▸ **Objective**:
Which lines contain the string "components"? Please list every one of them.

▸ **Information shown**:
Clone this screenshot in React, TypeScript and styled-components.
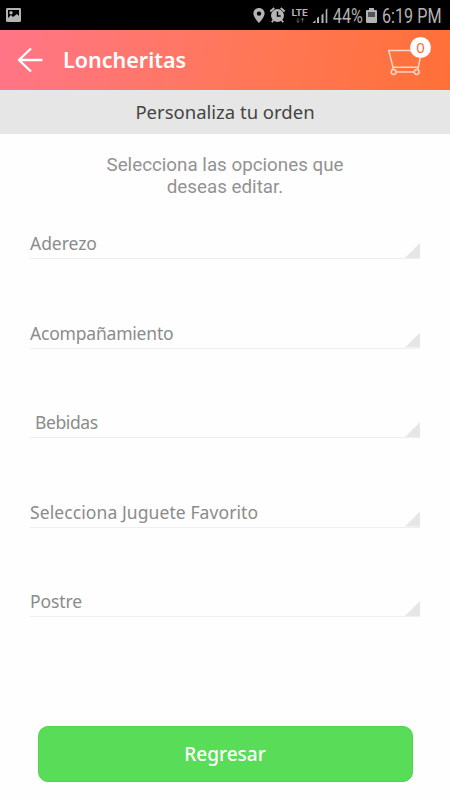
import React from "react";
import styled, { createGlobalStyle } from "styled-components";

const GlobalStyle = createGlobalStyle`
  * { box-sizing: border-box; }
  body { margin: 0; background: #fefefe; }
`;

const Screen = styled.div`
  width: 450px;
  height: 800px;
  display: flex;
  flex-direction: column;
  overflow: hidden;
  background: #fefefe;
  font-family: "Noto Sans", "Open Sans", sans-serif;
`;

const StatusBar = styled.div`
  height: 30px;
  flex: none;
  display: flex;
  justify-content: space-between;
  background: #000;
`;

const StatusIcons = styled.svg`
  display: block;
  height: 30px;
  overflow: visible;
`;

const StatusText = styled.text`
  font-family: Roboto, sans-serif;
  fill: #b4b4b4;
`;

const AppBar = styled.header`
  height: 60px;
  flex: none;
  display: flex;
  align-items: center;
  padding: 0 16px 0 17px;
  background: linear-gradient(100deg, #ff7588 0%, #ff7755 58%, #ff7038 100%);
`;

const BackButton = styled.button`
  width: 46px;
  height: 60px;
  padding: 0;
  border: 0;
  background: none;
  svg { display: block; }
`;

const Title = styled.h1`
  flex: 1;
  margin: 0;
  font-size: 21.5px;
  line-height: 60px;
  font-weight: 600;
  color: #fff;
`;

const CartButton = styled.button`
  position: relative;
  width: 48px;
  height: 60px;
  padding: 0;
  border: 0;
  background: none;
  svg { display: block; }
`;

const Badge = styled.span`
  position: absolute;
  top: 7px;
  left: 24px;
  width: 21px;
  height: 21px;
  border-radius: 50%;
  background: #fff;
  color: #ff6c3c;
  font: 400 15px/21px "Noto Sans", sans-serif;
  text-align: center;
`;

const SectionHeading = styled.h2`
  height: 44px;
  flex: none;
  margin: 0;
  border-top: 1px solid #dfeaec;
  background: #e6e6e6;
  color: #444;
  font-size: 18.5px;
  line-height: 41px;
  font-weight: 400;
  text-align: center;
`;

const Hint = styled.p`
  margin: 20px auto 0;
  width: 270px;
  flex: none;
  font: 400 18.8px/22px Roboto, sans-serif;
  color: #929292;
  text-align: center;
`;

const OptionList = styled.div`
  flex: none;
  display: flex;
  flex-direction: column;
  gap: 49.5px;
  margin: 21px 30px 0;
`;

const Option = styled.div<{ $indent?: number }>`
  height: 40px;
  padding-left: ${({ $indent = 0 }) => $indent}px;
  display: flex;
  align-items: flex-end;
  justify-content: space-between;
  border-bottom: 1px solid #efefef;
`;

const OptionLabel = styled.span<{ $tracking: number }>`
  color: #8b8b8b;
  font-size: 17.5px;
  line-height: 30px;
  letter-spacing: ${({ $tracking }) => $tracking}px;
  white-space: nowrap;
`;

const Corner = styled.span`
  width: 15px;
  height: 15px;
  background: #e6e6e6;
  clip-path: polygon(100% 0, 100% 100%, 0 100%);
`;

const SubmitButton = styled.button`
  width: 375px;
  height: 56px;
  flex: none;
  margin: auto auto 18px;
  padding: 0;
  border: 1px solid #4fd64c;
  border-radius: 10px;
  background: #59dc57;
  color: #fff;
  font: 500 19px/54px "Noto Sans", sans-serif;
`;

const options = [
  { label: "Aderezo", tracking: -0.05 },
  { label: "Acompañamiento", tracking: -0.2 },
  { label: "Bebidas", tracking: -0.4, indent: 5 },
  { label: "Selecciona Juguete Favorito", tracking: 0.09 },
  { label: "Postre", tracking: -0.1 },
];

export default function App() {
  return (
    <Screen>
      <GlobalStyle />
      <StatusBar>
        <StatusIcons width="30" viewBox="0 0 30 30">
          <path fill="#b4b4b4" fillRule="evenodd" d="M7.500 8h12.200q1.300 0 1.300 1.300v11.400q0 1.300-1.300 1.300H7.500Q6 22 6 20.700V9.300Q6 8 7.500 8ZM8 10v8l3-3 2 2 4-3 2 2v-6Z" />
          <circle cx="11" cy="12.700" r="1.700" fill="#b4b4b4" />
        </StatusIcons>
        <StatusIcons width="210" viewBox="240 0 210 30">
          <g fill="#b4b4b4">
            <path fillRule="evenodd" d="M259 8c-3.200 0-5.600 2.400-5.600 5.500 0 3.800 5.600 9.500 5.600 9.500s5.600-5.700 5.600-9.500C264.600 10.400 262.200 8 259 8Zm0 3.400a2.200 2.200 0 1 1 0 4.400a2.200 2.200 0 0 1 0-4.400Z" />
            <circle cx="277.500" cy="15.500" r="6.500" />
            <path d="m270.300 11.500 4-3.500M284.700 11.500l-4-3.500" stroke="#b4b4b4" strokeWidth="2" />
            <path d="m273.500 20-1.700 2.200M281.500 20l1.700 2.200" stroke="#b4b4b4" strokeWidth="1.800" />
          </g>
          <path d="M277.500 11.500v4.500h3.200" fill="none" stroke="#000" strokeWidth="1.500" />
          <StatusText transform="translate(291.500 16) scale(1.03 1)" fontSize="9.800" fontWeight="700">LTE</StatusText>
          <path d="M298 18v4.500M296.300 20.500l1.700 2 1.700-2M302.500 22.500V18M300.800 20l1.700-2 1.700 2" stroke="#555" fill="none" />
          <path d="M312.500 23h3v-3ZM317 23v-5l2-1.500V23ZM321.500 23v-8l2-1.500V23ZM325.700 23V10l1.600-1.800V23Z" fill="#b4b4b4" />
          <StatusText transform="translate(332.800 23) scale(.83 1)" fontSize="19.500">44%</StatusText>
          <path d="M369 8h5v2h2q1 0 1 1v11q0 1-1 1h-9q-1 0-1-1V11q0-1 1-1h2Z" fill="#b4b4b4" />
          <path d="M368 12h7v5h-7Z" fill="#555" />
          <StatusText transform="translate(382 23) scale(.83 1)" fontSize="19.500">6:19 PM</StatusText>
        </StatusIcons>
      </StatusBar>
      <AppBar>
        <BackButton aria-label="Volver">
          <svg width="28" height="60" viewBox="17 30 28 60" fill="none" stroke="#fff" strokeWidth="2.300">
            <path d="M42.500 60H19M31 48.500 19 60l12 11.500" />
          </svg>
        </BackButton>
        <Title>Loncheritas</Title>
        <CartButton aria-label="Carrito">
          <svg width="48" height="60" viewBox="386 30 48 60" fill="none" stroke="#ffd5c5" strokeWidth="1.500">
            <path d="M421 50.500h-32.300l4.300 16.800h25.300L421 54M393 67v5M418.300 67l-1.300 5M396 72h18" />
            <circle cx="393.600" cy="72" r="2.400" fill="#ff7440" />
            <circle cx="416.700" cy="72" r="2.400" fill="#ff7440" />
          </svg>
          <Badge>0</Badge>
        </CartButton>
      </AppBar>
      <SectionHeading>Personaliza tu orden</SectionHeading>
      <Hint>Selecciona las opciones que<br />deseas editar.</Hint>
      <OptionList>
        {options.map(({ label, tracking, indent }) => (
          <Option key={label} $indent={indent}>
            <OptionLabel $tracking={tracking}>{label}</OptionLabel>
            <Corner />
          </Option>
        ))}
      </OptionList>
      <SubmitButton>Regresar</SubmitButton>
    </Screen>
  );
}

▸ **Response for this exercise**:
Clone this screenshot in React, TypeScript and styled-components.
import styled, { createGlobalStyle } from "styled-components";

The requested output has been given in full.